Problem description:
Extract each line from the entries below that has the string "styles" in it.

Data rows:
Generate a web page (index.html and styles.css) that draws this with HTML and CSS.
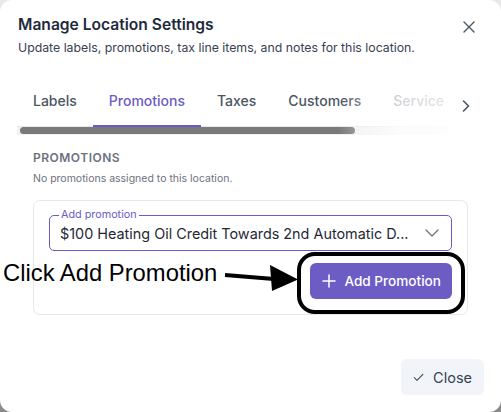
FILE: index.html
```html
<!DOCTYPE html>
<html>
<head>
<meta charset="utf-8">
<link rel="stylesheet" href="styles.css">
</head>
<body>
<div class="dialog">
  <div class="header">
    <div class="titles">
      <h1 class="title">Manage Location Settings</h1>
      <p class="subtitle">Update labels, promotions, tax line items, and notes for this location.</p>
    </div>
    <button class="icon-btn close-x" aria-label="Close">
      <svg width="12" height="12" viewBox="0 0 12 12"><path d="M1 1L11 11M11 1L1 11" stroke="#4b5563" stroke-width="1.4" stroke-linecap="round"/></svg>
    </button>
  </div>

  <div class="tabs-wrap">
    <div class="tabs-scroll">
      <div class="tabs">
        <div class="tab">Labels</div>
        <div class="tab active">Promotions</div>
        <div class="tab">Taxes</div>
        <div class="tab">Customers</div>
        <div class="tab">Service</div>
      </div>
      <div class="scrollbar"><div class="thumb"></div></div>
      <div class="fade"></div>
    </div>
    <button class="icon-btn tab-next" aria-label="Next">
      <svg width="10" height="14" viewBox="0 0 10 14"><path d="M2.5 2L7.5 7L2.5 12" fill="none" stroke="#4b5563" stroke-width="1.6" stroke-linecap="round" stroke-linejoin="round"/></svg>
    </button>
  </div>

  <div class="content">
    <div class="section-label">PROMOTIONS</div>
    <div class="muted">No promotions assigned to this location.</div>
    <div class="card">
      <div class="field">
        <span class="legend">Add promotion</span>
        <span class="value">$100 Heating Oil Credit Towards 2nd Automatic D...</span>
        <svg class="chev" width="14" height="8" viewBox="0 0 14 8"><path d="M1 1L7 7L13 1" fill="none" stroke="#6b7280" stroke-width="1.3" stroke-linecap="round" stroke-linejoin="round"/></svg>
      </div>
      <div class="actions">
        <button class="primary">
          <svg width="14" height="14" viewBox="0 0 14 14"><path d="M7 1V13M1 7H13" stroke="#fff" stroke-width="1.5" stroke-linecap="round"/></svg>
          <span>Add Promotion</span>
        </button>
      </div>
    </div>
  </div>

  <div class="footer">
    <button class="secondary">
      <svg width="14" height="11" viewBox="0 0 14 11"><path d="M1.5 5.5L5 9L12.5 1.5" fill="none" stroke="#374151" stroke-width="1.3" stroke-linecap="round" stroke-linejoin="round"/></svg>
      <span>Close</span>
    </button>
  </div>

  <div class="annot-text">Click Add Promotion</div>
  <svg class="annot-arrow" width="76" height="32" viewBox="0 0 76 32"><path d="M1 13L50 17" stroke="#000" stroke-width="4"/><path d="M46 3L74 17.5L48 29Z" fill="#000"/></svg>
  <div class="annot-box"></div>
</div>
</body>
</html>
```
FILE: styles.css
```css
* { box-sizing: border-box; }
html, body { margin: 0; padding: 0; }
body {
  width: 501px;
  height: 412px;
  background: linear-gradient(#e9e9e9, #8a8a8a);
  font-family: Inter, "Noto Sans", "Liberation Sans", sans-serif;
  overflow: hidden;
}
.dialog {
  position: relative;
  width: 501px;
  height: 412px;
  background: #fff;
  border-radius: 12px;
  display: flex;
  flex-direction: column;
}
.header {
  display: flex;
  justify-content: space-between;
  align-items: flex-start;
  padding: 14px 18px 0 18px;
}
.title {
  margin: 0;
  font-size: 15.6px;
  line-height: 22px;
  font-weight: 600;
  color: #1e293b;
}
.subtitle {
  margin: 3px 0 0;
  font-size: 12.3px;
  line-height: 18px;
  color: #374151;
}
.icon-btn {
  border: 0;
  background: none;
  padding: 0;
  display: flex;
  align-items: center;
  justify-content: center;
  cursor: pointer;
}
.close-x { width: 24px; height: 24px; margin-top: 1px; margin-right: 2px; }

.tabs-wrap {
  display: flex;
  align-items: flex-start;
  margin-top: 20px;
  padding-left: 17px;
}
.tabs-scroll {
  position: relative;
  width: 431px;
  overflow: hidden;
}
.tabs {
  display: flex;
  border-bottom: 1px solid #e5e7eb;
  white-space: nowrap;
}
.tab {
  padding: 14px 16px 14px;
  font-size: 14px;
  line-height: 20px;
  font-weight: 500;
  color: #4b5563;
  flex: none;
  margin-bottom: -1px;
  border-bottom: 2px solid transparent;
}
.tab.active {
  color: #6b5bc4;
  border-bottom-color: #6b5bc4;
}
.scrollbar {
  height: 8px;
  padding: 0 0 0 3px;
  background: #f1f1f1;
}
.thumb {
  width: 335px;
  height: 7px;
  border-radius: 4px;
  background: #7a7a7a;
}
.fade {
  position: absolute;
  right: 0;
  top: 0;
  bottom: 0;
  width: 110px;
  background: linear-gradient(to right, rgba(255,255,255,0), rgba(255,255,255,0.75) 55%, rgba(255,255,255,0.85));
  pointer-events: none;
}
.tab-next { width: 36px; height: 40px; margin-top: 9px; }

.content {
  padding: 15px 33px 0;
}
.section-label {
  font-size: 12px;
  line-height: 16px;
  font-weight: 600;
  letter-spacing: 0.5px;
  color: #6b7280;
}
.muted {
  margin-top: 6px;
  font-size: 10.5px;
  line-height: 14px;
  color: #6b7280;
}
.card {
  margin-top: 14px;
  border: 1px solid #e3e8ef;
  border-radius: 7px;
  padding: 14px 15px 15px;
  display: flex;
  flex-direction: column;
  gap: 12px;
}
.field {
  position: relative;
  height: 36px;
  border: 1px solid #6b5bc4;
  border-radius: 5px;
  display: flex;
  align-items: center;
  padding: 0 12px 0 10px;
  justify-content: space-between;
}
.legend {
  position: absolute;
  top: -8px;
  left: 9px;
  padding: 0 2px;
  background: #fff;
  font-size: 10.8px;
  line-height: 14px;
  color: #6b5bc4;
}
.value {
  font-size: 14.4px;
  line-height: 20px;
  color: #1f2937;
  padding-top: 2px;
  white-space: nowrap;
}
.chev { flex: none; }
.actions {
  display: flex;
  justify-content: flex-end;
}
.primary {
  height: 36px;
  border: 0;
  border-radius: 6px;
  background: #6d5cc4;
  color: #fff;
  font-family: inherit;
  font-size: 13.6px;
  font-weight: 500;
  white-space: nowrap;
  display: flex;
  align-items: center;
  gap: 8px;
  padding: 0 11px 0 12px;
}
.footer {
  margin-top: auto;
  display: flex;
  justify-content: flex-end;
  padding: 0 17px 17px;
}
.secondary {
  height: 36px;
  width: 83px;
  border: 0;
  border-radius: 6px;
  background: #f1f4f9;
  color: #374151;
  font-family: inherit;
  font-size: 14.5px;
  display: flex;
  align-items: center;
  gap: 9px;
  padding: 0 12px;
}

.annot-text {
  position: absolute;
  left: 3px;
  top: 258px;
  font-family: "Liberation Sans", Arial, sans-serif;
  font-size: 23.8px;
  line-height: 30px;
  color: #000;
}
.annot-arrow {
  position: absolute;
  left: 224px;
  top: 262px;
}
.annot-box {
  position: absolute;
  left: 297px;
  top: 252px;
  width: 168px;
  height: 62px;
  border: 4px solid #000;
  border-radius: 18px;
}
```
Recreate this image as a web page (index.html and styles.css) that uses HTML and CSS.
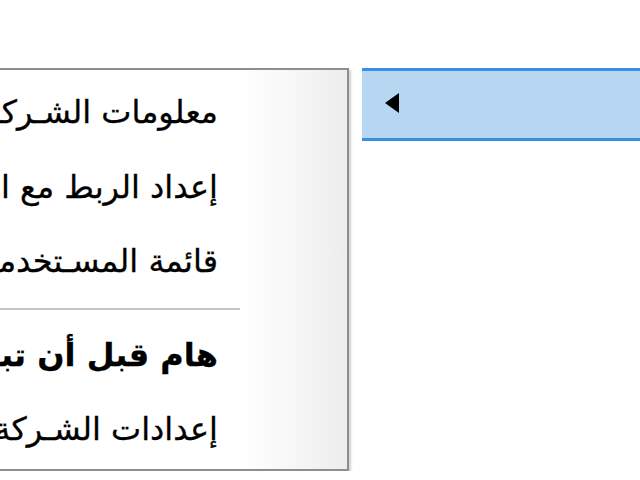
FILE: index.html
```html
<!DOCTYPE html>
<html lang="ar">
<head>
  <meta charset="UTF-8" />
  <title>Menu</title>
  <link rel="stylesheet" href="styles.css">
</head>
<body>

<div class="screen">
  <!-- Submenu popup (opens to the left) -->
  <div class="menu" dir="rtl">
    <div class="menu-item">معلومات الشـركة</div>
    <div class="menu-item">إعداد الربط مع البنك</div>
    <div class="menu-item">قائمة المسـتخدمين</div>
    <div class="menu-sep"></div>
    <div class="menu-item bold">هام قبل أن تبدأ</div>
    <div class="menu-item">إعدادات الشـركة</div>
  </div>

  <!-- Highlighted parent item -->
  <div class="parent-item">
    <span class="arrow"></span>
  </div>
</div>

</body>
</html>
```

FILE: styles.css
```css
/* Page */
body {
  margin: 0;
  background: #ffffff;
  overflow: hidden;
  font-family: Tahoma, "DejaVu Sans", sans-serif;
}

.screen {
  display: flex;
  align-items: flex-start;
  padding-top: 68px;
  gap: 13px;
}

/* Popup menu */
.menu {
  flex: none;
  width: 400px;
  margin-left: -51px;
  box-sizing: border-box;
  border: 2px solid #8e8e8e;
  padding: 6px 0 1px;
  background: linear-gradient(to left, #ededed 0, #f8f8f8 60px, #ffffff 105px);
  box-shadow: 2px 2px 2px rgba(0, 0, 0, 0.18);
}

.menu-item {
  height: 74.5px;
  line-height: 72px;
  padding-right: 129px;
  font-size: 32px;
  color: #000;
  -webkit-text-stroke: 0.3px #000;
  white-space: nowrap;
  text-align: right;
}

.menu-item.bold {
  font-weight: bold;
}

.menu-sep {
  height: 19px;
  margin-right: 107px;
  display: flex;
  align-items: center;
}

.menu-sep::before {
  content: "";
  display: block;
  width: 100%;
  height: 2px;
  background: #c5c5c5;
}

/* Highlighted parent item */
.parent-item {
  flex: 1;
  height: 67px;
  background: #b7d6f2;
  border-top: 3px solid #3a8ee4;
  border-bottom: 3px solid #3a8ee4;
  display: flex;
  align-items: center;
  padding-left: 23px;
}

.arrow {
  width: 0;
  height: 0;
  border-top: 10px solid transparent;
  border-bottom: 10px solid transparent;
  border-right: 14px solid #000;
  margin-top: -3px;
}
```
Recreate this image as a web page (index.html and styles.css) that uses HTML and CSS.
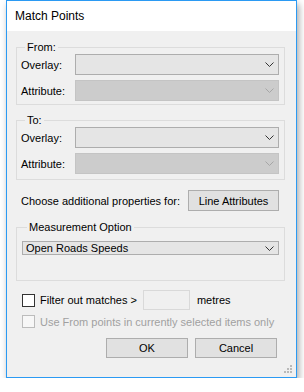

Exercise response:
Generate a web page (index.html and styles.css) that draws this with HTML and CSS.
<link rel="stylesheet" href="styles.css">
FILE: styles.css
Recreate this image as a web page (index.html and styles.css) that uses HTML and CSS.
  <link rel="stylesheet" href="styles.css">
FILE: styles.css
Recreate this image as a web page (index.html and styles.css) that uses HTML and CSS.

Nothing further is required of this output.